The Coventry Town Council approved two separate capital spending measures: a $67,500 contract for additional electrical service and smoke-detection sensors at the annex, and the use of impact-fee funds to repair HVAC and security systems at the human services building.
Manager said field conditions at the annex — ceiling adjustments made during construction — revealed wooden paneling and created a fire-marshal requirement to install additional detection and update the electrical panel. After soliciting bids, the town selected Alpha Electric for $67,500. The manager said the funding will be from non-general-fund sources (community center grants or eligible impact-fee buckets identified in the resolution) and the council approved Resolution 2026-38.

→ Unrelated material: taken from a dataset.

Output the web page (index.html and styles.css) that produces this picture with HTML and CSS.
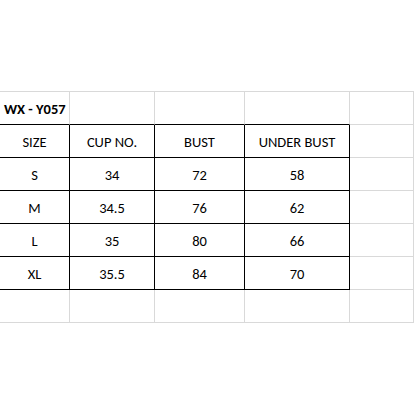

Separately, the council considered replacing failing HVAC components and adding security work at the human services building (total requested: $19,391 HVAC and $5,670 security). Council members debated whether impact fees, which are collected for growth-related needs, could be used to replace failed systems; the solicitor and manager said if the items fall within the category in the town’s impact-fee plan they may be funded from those buckets. Council voted to approve use of impact fees for the work (Resolution 2026-39) with one member opposing.
Councilwoman Iannotti asked whether the architects/engineers missed conditions; manager and vice president responded that field conditions required lowering ceilings and thereby triggered additional detection requirements, not an obvious design flaw. Councilman O'Rourke asked how the town could approve work without a single funding-account line; staff noted three non-general-fund sources and recommended using "non-general fund" language in practice.
What’s next: Contracts will be executed and staff will identify the specific non-general-fund account (grant, impact fees for government buildings/public facilities, or capital) to pay the invoices as available.